> **TASK REQUIREMENTS**: Which lines below hold the word "Output"? Report each one.

> **Records with interface code**:
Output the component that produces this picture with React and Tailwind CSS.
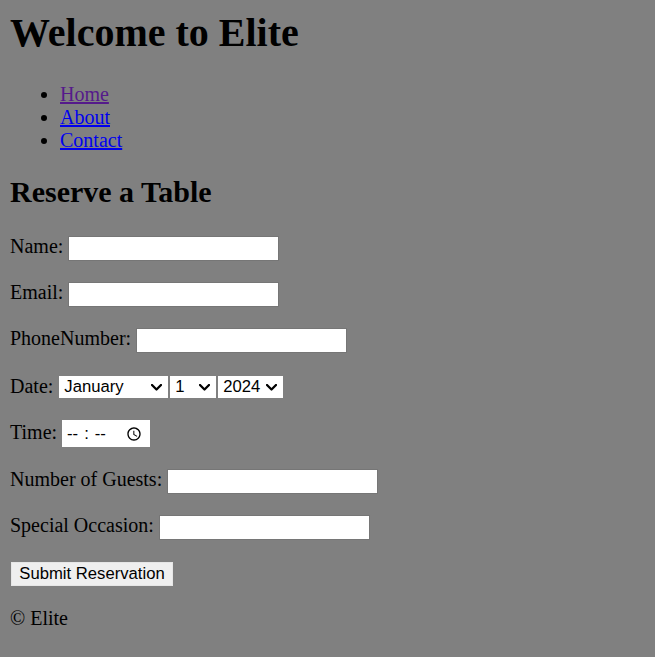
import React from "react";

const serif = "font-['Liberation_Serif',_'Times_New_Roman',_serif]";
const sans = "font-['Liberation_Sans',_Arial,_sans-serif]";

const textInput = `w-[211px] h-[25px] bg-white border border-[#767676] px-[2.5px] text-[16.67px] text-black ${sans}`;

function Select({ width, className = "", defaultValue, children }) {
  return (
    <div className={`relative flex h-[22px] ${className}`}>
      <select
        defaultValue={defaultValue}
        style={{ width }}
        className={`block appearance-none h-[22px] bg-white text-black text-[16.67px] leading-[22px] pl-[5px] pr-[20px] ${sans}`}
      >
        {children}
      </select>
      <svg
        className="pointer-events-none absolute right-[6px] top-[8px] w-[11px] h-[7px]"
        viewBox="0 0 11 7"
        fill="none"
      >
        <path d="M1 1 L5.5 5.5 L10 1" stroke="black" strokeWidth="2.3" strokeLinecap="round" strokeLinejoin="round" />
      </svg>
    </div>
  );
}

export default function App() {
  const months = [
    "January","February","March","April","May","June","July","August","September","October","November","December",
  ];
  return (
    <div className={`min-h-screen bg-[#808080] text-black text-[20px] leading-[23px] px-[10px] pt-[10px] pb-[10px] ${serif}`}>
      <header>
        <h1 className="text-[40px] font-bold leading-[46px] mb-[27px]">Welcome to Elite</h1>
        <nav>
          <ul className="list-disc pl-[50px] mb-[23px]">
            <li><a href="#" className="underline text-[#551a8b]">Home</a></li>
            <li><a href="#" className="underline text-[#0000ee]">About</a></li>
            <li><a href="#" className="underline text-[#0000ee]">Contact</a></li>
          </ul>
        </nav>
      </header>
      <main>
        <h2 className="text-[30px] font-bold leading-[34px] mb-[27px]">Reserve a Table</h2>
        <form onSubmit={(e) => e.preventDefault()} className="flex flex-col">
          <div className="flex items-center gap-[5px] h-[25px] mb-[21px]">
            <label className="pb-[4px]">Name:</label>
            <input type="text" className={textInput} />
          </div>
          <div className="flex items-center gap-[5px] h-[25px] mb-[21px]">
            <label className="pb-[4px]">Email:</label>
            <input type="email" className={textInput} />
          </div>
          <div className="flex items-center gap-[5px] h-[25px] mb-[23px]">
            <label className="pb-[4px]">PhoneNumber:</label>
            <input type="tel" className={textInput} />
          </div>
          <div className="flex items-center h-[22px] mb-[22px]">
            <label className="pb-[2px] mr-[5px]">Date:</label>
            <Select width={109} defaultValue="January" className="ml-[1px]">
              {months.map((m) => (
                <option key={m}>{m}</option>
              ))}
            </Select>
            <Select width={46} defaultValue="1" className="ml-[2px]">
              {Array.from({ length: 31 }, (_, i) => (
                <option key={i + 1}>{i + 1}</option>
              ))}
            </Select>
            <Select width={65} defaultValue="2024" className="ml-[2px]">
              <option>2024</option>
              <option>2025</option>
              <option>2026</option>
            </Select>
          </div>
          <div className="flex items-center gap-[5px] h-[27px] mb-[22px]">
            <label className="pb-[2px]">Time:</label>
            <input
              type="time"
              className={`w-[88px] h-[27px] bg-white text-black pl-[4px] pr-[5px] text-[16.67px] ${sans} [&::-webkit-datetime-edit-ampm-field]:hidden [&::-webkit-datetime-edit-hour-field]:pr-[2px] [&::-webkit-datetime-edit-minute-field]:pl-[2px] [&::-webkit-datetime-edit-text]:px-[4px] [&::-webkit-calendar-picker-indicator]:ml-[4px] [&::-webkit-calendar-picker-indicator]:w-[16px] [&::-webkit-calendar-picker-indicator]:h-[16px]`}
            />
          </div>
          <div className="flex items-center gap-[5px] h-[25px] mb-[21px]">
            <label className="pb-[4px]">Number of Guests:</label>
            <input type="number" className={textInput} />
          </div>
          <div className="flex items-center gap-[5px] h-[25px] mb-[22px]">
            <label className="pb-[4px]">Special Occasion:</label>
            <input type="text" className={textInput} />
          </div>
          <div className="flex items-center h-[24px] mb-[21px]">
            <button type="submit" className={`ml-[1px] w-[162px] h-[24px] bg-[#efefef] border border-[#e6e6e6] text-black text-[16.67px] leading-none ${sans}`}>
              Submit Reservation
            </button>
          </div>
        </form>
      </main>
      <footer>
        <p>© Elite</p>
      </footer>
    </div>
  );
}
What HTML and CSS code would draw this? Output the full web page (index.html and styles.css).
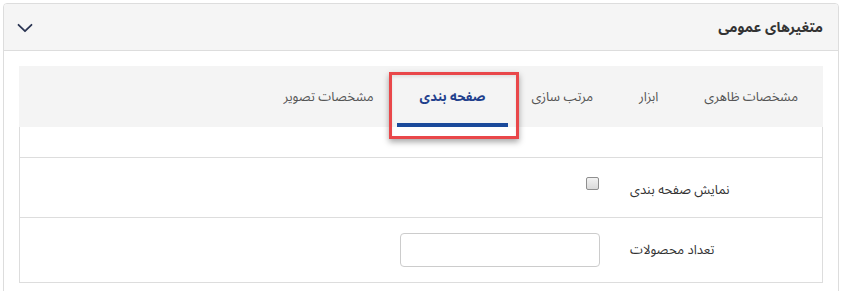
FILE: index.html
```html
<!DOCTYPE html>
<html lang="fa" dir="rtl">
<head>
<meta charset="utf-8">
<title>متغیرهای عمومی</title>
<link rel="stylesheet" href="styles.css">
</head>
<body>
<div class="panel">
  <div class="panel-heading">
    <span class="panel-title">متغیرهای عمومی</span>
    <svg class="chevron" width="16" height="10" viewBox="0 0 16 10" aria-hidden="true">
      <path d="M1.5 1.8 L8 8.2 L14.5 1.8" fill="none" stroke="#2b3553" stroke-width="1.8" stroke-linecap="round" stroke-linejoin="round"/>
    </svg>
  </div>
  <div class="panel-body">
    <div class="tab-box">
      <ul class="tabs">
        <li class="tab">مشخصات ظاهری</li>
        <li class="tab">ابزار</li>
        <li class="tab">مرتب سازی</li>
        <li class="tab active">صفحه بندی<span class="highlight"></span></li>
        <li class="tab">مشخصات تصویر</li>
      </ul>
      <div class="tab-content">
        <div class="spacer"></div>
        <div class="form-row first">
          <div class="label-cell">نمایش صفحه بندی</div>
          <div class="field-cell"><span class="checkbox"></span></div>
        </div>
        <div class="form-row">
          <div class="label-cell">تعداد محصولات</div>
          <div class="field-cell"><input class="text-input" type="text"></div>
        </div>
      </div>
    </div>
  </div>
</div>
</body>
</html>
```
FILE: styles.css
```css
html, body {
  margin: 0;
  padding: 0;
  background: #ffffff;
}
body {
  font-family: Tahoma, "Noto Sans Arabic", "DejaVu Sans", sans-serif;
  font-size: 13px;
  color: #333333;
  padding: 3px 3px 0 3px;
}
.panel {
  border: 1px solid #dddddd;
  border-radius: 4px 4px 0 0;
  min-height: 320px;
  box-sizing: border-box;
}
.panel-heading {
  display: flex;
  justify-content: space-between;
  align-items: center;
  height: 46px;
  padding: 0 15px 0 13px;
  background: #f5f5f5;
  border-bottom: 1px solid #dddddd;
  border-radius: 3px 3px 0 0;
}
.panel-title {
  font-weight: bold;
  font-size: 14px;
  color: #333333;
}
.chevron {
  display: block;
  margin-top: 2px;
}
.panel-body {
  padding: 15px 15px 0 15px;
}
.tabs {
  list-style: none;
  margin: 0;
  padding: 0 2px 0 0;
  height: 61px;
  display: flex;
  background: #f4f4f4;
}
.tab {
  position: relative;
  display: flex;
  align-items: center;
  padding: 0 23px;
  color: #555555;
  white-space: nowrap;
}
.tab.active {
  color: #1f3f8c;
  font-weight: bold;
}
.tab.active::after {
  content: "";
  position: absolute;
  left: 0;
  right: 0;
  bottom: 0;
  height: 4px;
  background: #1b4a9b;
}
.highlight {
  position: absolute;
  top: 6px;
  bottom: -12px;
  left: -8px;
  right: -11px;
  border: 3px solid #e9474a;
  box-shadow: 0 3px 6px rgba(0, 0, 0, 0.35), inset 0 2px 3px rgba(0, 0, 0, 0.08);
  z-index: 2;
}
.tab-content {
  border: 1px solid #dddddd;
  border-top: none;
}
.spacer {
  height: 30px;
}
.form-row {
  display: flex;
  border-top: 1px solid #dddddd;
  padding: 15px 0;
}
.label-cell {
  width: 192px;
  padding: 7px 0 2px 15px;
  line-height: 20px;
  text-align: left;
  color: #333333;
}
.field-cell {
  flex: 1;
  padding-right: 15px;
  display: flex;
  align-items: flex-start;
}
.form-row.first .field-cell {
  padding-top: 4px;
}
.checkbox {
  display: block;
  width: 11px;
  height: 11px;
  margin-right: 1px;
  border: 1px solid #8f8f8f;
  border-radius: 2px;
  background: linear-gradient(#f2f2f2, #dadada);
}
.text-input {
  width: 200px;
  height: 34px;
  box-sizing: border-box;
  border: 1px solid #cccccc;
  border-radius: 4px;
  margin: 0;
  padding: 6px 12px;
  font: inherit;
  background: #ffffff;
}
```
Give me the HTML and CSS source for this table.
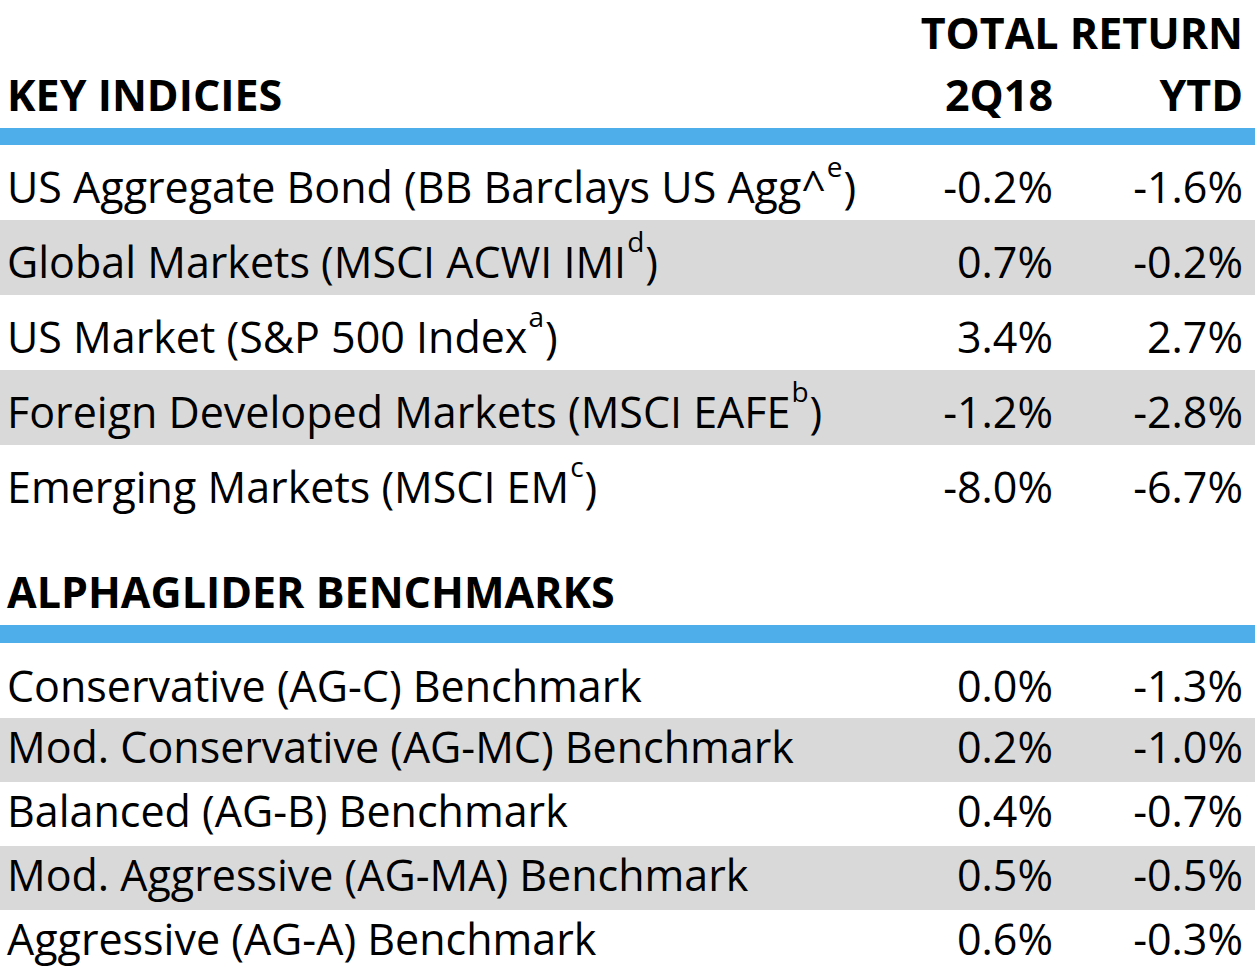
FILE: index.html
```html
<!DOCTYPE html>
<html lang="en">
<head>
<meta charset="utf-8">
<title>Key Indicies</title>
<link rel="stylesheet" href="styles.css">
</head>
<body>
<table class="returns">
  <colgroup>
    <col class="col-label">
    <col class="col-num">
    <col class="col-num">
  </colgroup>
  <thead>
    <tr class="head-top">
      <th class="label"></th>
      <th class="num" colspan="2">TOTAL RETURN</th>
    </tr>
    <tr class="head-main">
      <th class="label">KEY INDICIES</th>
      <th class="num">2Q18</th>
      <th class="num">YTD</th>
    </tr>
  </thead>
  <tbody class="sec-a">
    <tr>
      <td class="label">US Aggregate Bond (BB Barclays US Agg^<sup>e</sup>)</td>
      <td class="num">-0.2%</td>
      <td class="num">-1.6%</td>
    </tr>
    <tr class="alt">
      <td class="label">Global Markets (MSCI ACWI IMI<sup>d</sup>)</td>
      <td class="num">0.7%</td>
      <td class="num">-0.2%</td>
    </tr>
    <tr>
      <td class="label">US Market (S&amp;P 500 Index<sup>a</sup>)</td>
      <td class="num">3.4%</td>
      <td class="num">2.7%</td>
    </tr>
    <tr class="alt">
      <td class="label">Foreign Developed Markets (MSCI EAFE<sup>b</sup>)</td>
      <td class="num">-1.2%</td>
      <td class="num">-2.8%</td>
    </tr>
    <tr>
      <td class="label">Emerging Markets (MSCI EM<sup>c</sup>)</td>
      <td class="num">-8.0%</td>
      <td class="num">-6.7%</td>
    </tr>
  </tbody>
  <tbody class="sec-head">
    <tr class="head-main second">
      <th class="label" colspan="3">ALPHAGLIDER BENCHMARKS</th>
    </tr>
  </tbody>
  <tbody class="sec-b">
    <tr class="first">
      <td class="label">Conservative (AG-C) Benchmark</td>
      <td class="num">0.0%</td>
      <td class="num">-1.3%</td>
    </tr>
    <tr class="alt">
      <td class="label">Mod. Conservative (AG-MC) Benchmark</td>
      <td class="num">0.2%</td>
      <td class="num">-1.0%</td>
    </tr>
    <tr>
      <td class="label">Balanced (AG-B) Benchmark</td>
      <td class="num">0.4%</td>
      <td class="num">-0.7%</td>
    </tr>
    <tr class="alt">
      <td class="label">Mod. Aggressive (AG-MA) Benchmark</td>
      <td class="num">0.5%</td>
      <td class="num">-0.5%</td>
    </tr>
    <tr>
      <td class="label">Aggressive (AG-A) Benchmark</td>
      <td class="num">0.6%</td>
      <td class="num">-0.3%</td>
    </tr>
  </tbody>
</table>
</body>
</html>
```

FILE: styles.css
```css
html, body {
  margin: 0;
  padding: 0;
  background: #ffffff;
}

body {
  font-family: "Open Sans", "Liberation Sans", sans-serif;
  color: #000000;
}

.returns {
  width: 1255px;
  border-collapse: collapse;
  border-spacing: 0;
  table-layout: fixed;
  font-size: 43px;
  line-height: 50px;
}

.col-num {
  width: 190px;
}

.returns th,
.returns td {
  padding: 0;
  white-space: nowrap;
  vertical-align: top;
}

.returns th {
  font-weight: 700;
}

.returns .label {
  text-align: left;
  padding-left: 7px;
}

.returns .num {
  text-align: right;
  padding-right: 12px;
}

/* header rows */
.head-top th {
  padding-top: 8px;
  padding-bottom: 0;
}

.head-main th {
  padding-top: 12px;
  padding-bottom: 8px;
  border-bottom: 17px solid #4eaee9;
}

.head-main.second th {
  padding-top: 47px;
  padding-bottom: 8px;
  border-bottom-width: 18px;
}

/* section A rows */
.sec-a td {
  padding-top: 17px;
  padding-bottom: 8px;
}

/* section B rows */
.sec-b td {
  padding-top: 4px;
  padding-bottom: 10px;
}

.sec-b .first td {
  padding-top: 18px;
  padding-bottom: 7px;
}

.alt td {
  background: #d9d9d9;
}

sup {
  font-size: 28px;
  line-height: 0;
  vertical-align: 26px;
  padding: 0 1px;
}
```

> **RESULT OF THIS EXERCISE**:
Output the component that produces this picture with React and Tailwind CSS.
What HTML and CSS code would draw this? Output the full web page (index.html and styles.css).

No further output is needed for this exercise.